01 Installation view of The Object of the Object, for the Poetic Dialogue, 13”H x 20’W x 4”D, 2008
Collaboration with poet Nance Van Winckel

NVW: I thought we’d begin with a few questions about our collaboration for the Poetic Dialogue Project, a group exhibit of poets and artists who were paired to combine poetry and visual art. Since we both live in Washington, we were paired together. I remember coming to your lovely studio near Tacoma and seeing all the cool “tools” you’d collected and thinking about a poem I’d written called “Left to Our Own Devices,” which was also about tools, tiny clock-repair tools.

I sensed we were both interested in objects and, as we went on to discuss, “thingness” or “objecthood.” We called our collaborative project The Object of the Object. I particularly love the piece of yours with those calipers in it. I would suppose that as an artist you must have developed a close kinship with the “tools of your trade.” Can you describe a bit what our collaboration WAS (the series, sizes, etc.) and also talk a little about the subject of “things” and its appeal to you as a visual artist?

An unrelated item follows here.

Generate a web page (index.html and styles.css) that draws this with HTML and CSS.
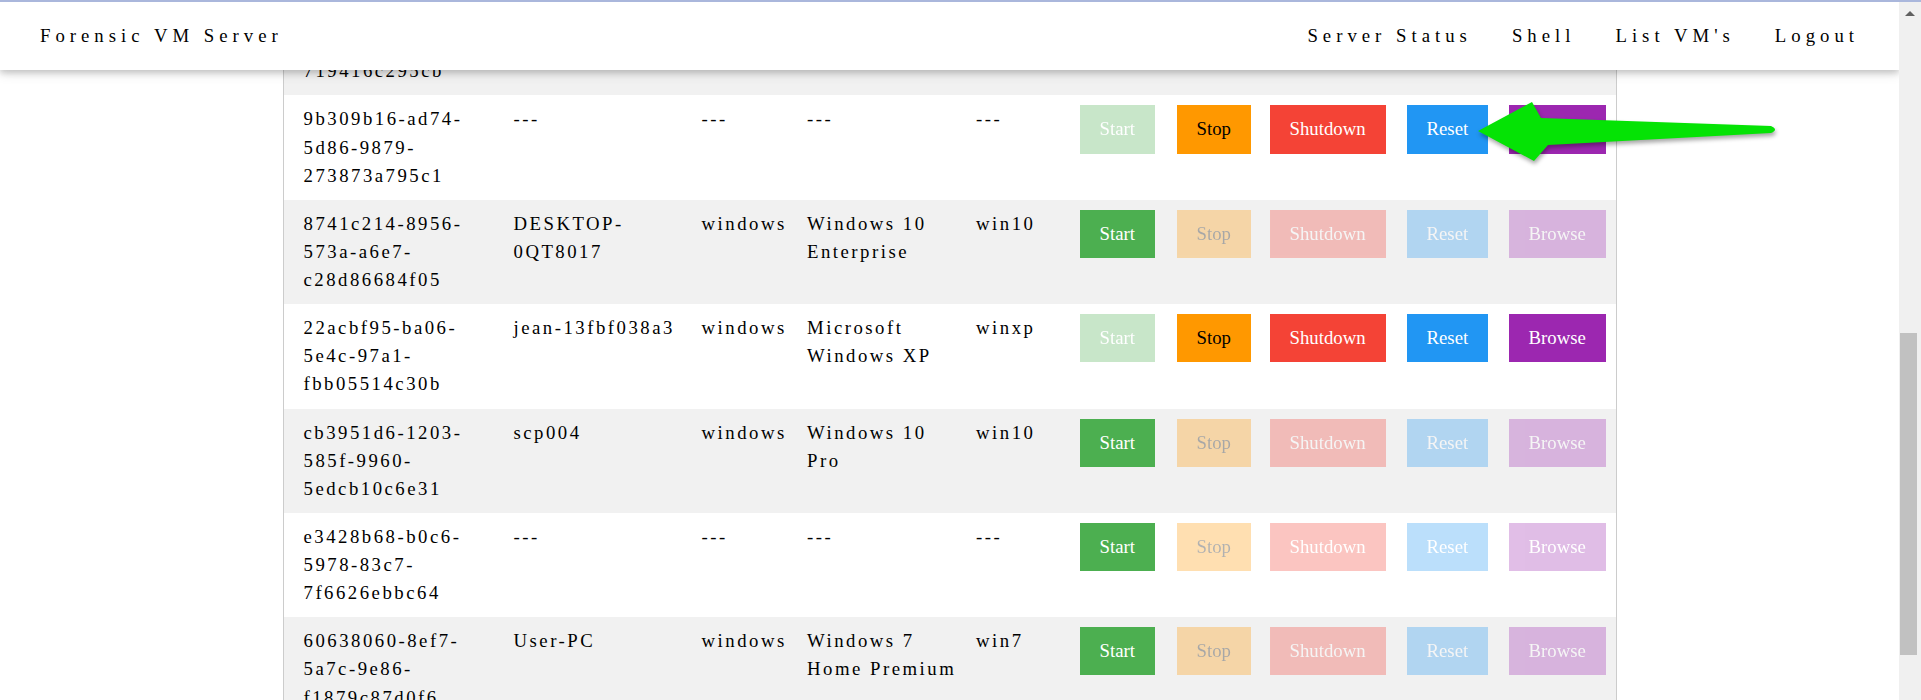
FILE: index.html
```html
<!DOCTYPE html>
<html lang="en">
<head>
<meta charset="utf-8">
<title>Forensic VM Server</title>
<link rel="stylesheet" href="styles.css">
</head>
<body>
<div class="frame-line"></div>
<div class="window">
  <div class="viewport">
    <header class="navbar">
      <a class="nav-item" href="#">Forensic VM Server</a>
      <nav class="nav-links">
        <a class="nav-item" href="#">Server Status</a>
        <a class="nav-item" href="#">Shell</a>
        <a class="nav-item" href="#">List VM's</a>
        <a class="nav-item" href="#">Logout</a>
      </nav>
    </header>
    <main class="content">
      <table class="vm-table">
        <colgroup>
          <col class="c-uuid"><col class="c-host"><col class="c-os"><col class="c-name"><col class="c-type">
          <col class="c-start"><col class="c-stop"><col class="c-shut"><col class="c-reset"><col class="c-browse">
        </colgroup>
        <tbody>
          <tr>
            <td>f0b3c6d2-4a8e-5f21-8d3b-719416c295cb</td><td></td><td class="nw"></td><td></td><td class="nw"></td>
            <td class="bc"></td>
            <td class="bc"></td>
            <td class="bc"></td>
            <td class="bc"></td>
            <td class="bc"></td>
          </tr>
          <tr>
            <td>9b309b16-ad74-5d86-9879-273873a795c1</td><td>---</td><td class="nw">---</td><td>---</td><td class="nw">---</td>
            <td class="bc"><button class="btn green" disabled>Start</button></td>
            <td class="bc"><button class="btn orange">Stop</button></td>
            <td class="bc"><button class="btn red">Shutdown</button></td>
            <td class="bc"><button class="btn blue">Reset</button></td>
            <td class="bc"><button class="btn purple">Browse</button></td>
          </tr>
          <tr>
            <td>8741c214-8956-573a-a6e7-c28d86684f05</td><td>DESKTOP-0QT8017</td><td class="nw">windows</td><td>Windows 10 Enterprise</td><td class="nw">win10</td>
            <td class="bc"><button class="btn green">Start</button></td>
            <td class="bc"><button class="btn orange" disabled>Stop</button></td>
            <td class="bc"><button class="btn red" disabled>Shutdown</button></td>
            <td class="bc"><button class="btn blue" disabled>Reset</button></td>
            <td class="bc"><button class="btn purple" disabled>Browse</button></td>
          </tr>
          <tr>
            <td>22acbf95-ba06-5e4c-97a1-fbb05514c30b</td><td>jean-13fbf038a3</td><td class="nw">windows</td><td>Microsoft Windows XP</td><td class="nw">winxp</td>
            <td class="bc"><button class="btn green" disabled>Start</button></td>
            <td class="bc"><button class="btn orange">Stop</button></td>
            <td class="bc"><button class="btn red">Shutdown</button></td>
            <td class="bc"><button class="btn blue">Reset</button></td>
            <td class="bc"><button class="btn purple">Browse</button></td>
          </tr>
          <tr>
            <td>cb3951d6-1203-585f-9960-5edcb10c6e31</td><td>scp004</td><td class="nw">windows</td><td>Windows 10 Pro</td><td class="nw">win10</td>
            <td class="bc"><button class="btn green">Start</button></td>
            <td class="bc"><button class="btn orange" disabled>Stop</button></td>
            <td class="bc"><button class="btn red" disabled>Shutdown</button></td>
            <td class="bc"><button class="btn blue" disabled>Reset</button></td>
            <td class="bc"><button class="btn purple" disabled>Browse</button></td>
          </tr>
          <tr>
            <td>e3428b68-b0c6-5978-83c7-7f6626ebbc64</td><td>---</td><td class="nw">---</td><td>---</td><td class="nw">---</td>
            <td class="bc"><button class="btn green">Start</button></td>
            <td class="bc"><button class="btn orange" disabled>Stop</button></td>
            <td class="bc"><button class="btn red" disabled>Shutdown</button></td>
            <td class="bc"><button class="btn blue" disabled>Reset</button></td>
            <td class="bc"><button class="btn purple" disabled>Browse</button></td>
          </tr>
          <tr>
            <td>60638060-8ef7-5a7c-9e86-f1879c87d0f6</td><td>User-PC</td><td class="nw">windows</td><td>Windows 7 Home Premium</td><td class="nw">win7</td>
            <td class="bc"><button class="btn green">Start</button></td>
            <td class="bc"><button class="btn orange" disabled>Stop</button></td>
            <td class="bc"><button class="btn red" disabled>Shutdown</button></td>
            <td class="bc"><button class="btn blue" disabled>Reset</button></td>
            <td class="bc"><button class="btn purple" disabled>Browse</button></td>
          </tr>
        </tbody>
      </table>
    </main>
  </div>
  <div class="scrollbar">
    <div class="sb-arrow"></div>
    <div class="sb-thumb"></div>
  </div>
</div>
<svg class="annotation" width="1921" height="700" viewBox="0 0 1921 700" aria-hidden="true">
  <path class="arrow" d="M1478,131 L1532,102 L1541,118 L1771,126 Q1779,129.5 1771,133 L1548,145 L1534,161 Z"/>
</svg>
</body>
</html>
```
FILE: styles.css
```css
html, body {
  margin: 0;
  height: 100%;
}

body {
  position: relative;
  display: flex;
  flex-direction: column;
  overflow: hidden;
  background: #fff;
  color: #000;
  font-family: "Liberation Serif", "Times New Roman", serif;
  font-size: 18.75px;
  line-height: 28.125px;
}

.frame-line {
  flex: none;
  height: 2px;
  background: #aab7dc;
}

.window {
  flex: 1;
  display: flex;
  min-height: 0;
}

.viewport {
  flex: 1;
  position: relative;
  overflow: hidden;
}

/* fixed top bar that overlays the scrolled content */
.navbar {
  position: absolute;
  top: 0;
  left: 0;
  right: 0;
  z-index: 2;
  display: flex;
  justify-content: space-between;
  align-items: center;
  padding: 10px 20px;
  background: #fff;
  letter-spacing: 5px;
  box-shadow: 0 2.5px 6px 0 rgba(0, 0, 0, 0.16), 0 2.5px 12px 0 rgba(0, 0, 0, 0.12);
}

.nav-links {
  display: flex;
}

.nav-item {
  display: block;
  padding: 10px 20px;
  color: #000;
  text-decoration: none;
  white-space: nowrap;
}

/* the page is scrolled: the first row starts above the viewport */
.content {
  box-sizing: border-box;
  width: 1334px;
  margin: -10.9px auto 0;
  border-left: 1px solid #ccc;
  border-right: 1px solid #ccc;
}

.vm-table {
  width: 100%;
  border-collapse: collapse;
  table-layout: fixed;
}

.c-uuid { width: 220px; }
.c-host { width: 188px; }
.c-os { width: 105.5px; }
.c-name { width: 169px; }
.c-type { width: 103.5px; }
.c-start { width: 97px; }
.c-stop { width: 93px; }
.c-shut { width: 137px; }
.c-reset { width: 102px; }
.c-browse { width: 117px; }

.vm-table tr {
  background: #fff;
}

.vm-table tr:nth-child(odd) {
  background: #f1f1f1;
}

.vm-table td {
  padding: 10px 4px 10px 10px;
  vertical-align: top;
  text-align: left;
  letter-spacing: 2.5px;
}

.vm-table td:first-child {
  padding-left: 20px;
}

.vm-table td.nw {
  white-space: nowrap;
}

.vm-table td.bc {
  padding: 10px;
  letter-spacing: 0;
}

.btn {
  display: inline-block;
  vertical-align: top;
  margin: 0;
  padding: 10px 20px;
  border: 0;
  border-radius: 0;
  font-family: "Liberation Serif", "Times New Roman", serif;
  font-size: 18.75px;
  font-weight: normal;
  line-height: 28.125px;
  letter-spacing: 0;
  white-space: nowrap;
  color: #fff;
  cursor: pointer;
}

.btn:disabled {
  opacity: 0.3;
  cursor: not-allowed;
}

.green { background: #4caf50; color: #fff; }
.orange { background: #ff9800; color: #000; }
.red { background: #f44336; color: #fff; }
.blue { background: #2196f3; color: #fff; }
.purple { background: #9c27b0; color: #fff; }

.scrollbar {
  flex: none;
  width: 22px;
  background: #f0f0f0;
  display: flex;
  flex-direction: column;
}

.sb-arrow {
  align-self: center;
  width: 0;
  height: 0;
  margin-top: 9px;
  border-left: 5px solid transparent;
  border-right: 5px solid transparent;
  border-bottom: 5px solid #606060;
}

.sb-thumb {
  width: 17px;
  height: 322px;
  margin: 317px 0 0 1px;
  background: #c1c1c1;
}

/* annotation drawn on top of the screenshot */
.annotation {
  position: absolute;
  left: 0;
  top: 0;
  z-index: 5;
  pointer-events: none;
}

.arrow {
  fill: #05e305;
  filter: drop-shadow(1px 3px 2px rgba(0, 0, 0, 0.35));
}
```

05 Object of the Object panel 15

Panel 15, The Object of the Object, 12” x 12” water and oil media, wax on panel 2008

Lynda Lowe: The Poetic Dialogue’s intent was to have a visual artist and a poet collaborate in the creation of a new work for a traveling exhibition. It was on my mind to not just make an illustration for your poems or for you to write something in reaction to a painting, but to integrate these forms as much as possible. Since we didn’t know each other before beginning the collaboration, we spent time sniffing out the turf where we might find something common and fertile. We passed back and forth word lists, favorite readings, images, and poems to see where we might begin.

Through Rilke’s poetry we discussed the interiority of the object, its thingness: “to make the Thing, Lord Lord Lord, the Thing.”

Things contain narrative, perhaps even a kind of sentient presence. Humans make stories from, and meaning out of, even the most random collection of them. The idea seemed a good starting place as it shows up in your poetry and also in my imagery. Thus began “The Object of the Object.”

02 Object of the Object panel 1

Panel 1, The Object of the Object, 12” x 12” water and oil media, wax on panel 2008

Our work had to grow organically between us and achieve a balance that honored both word and image. I started with a group of paintings on 12” square panels that were deliberately left unfinished and sent images to you. You sent poetry in progress. We had to meander about with some directionless hiking for a while. An “aha!” moment for me was reading the last line in your poem “Coxswain”: “in us are the woods.”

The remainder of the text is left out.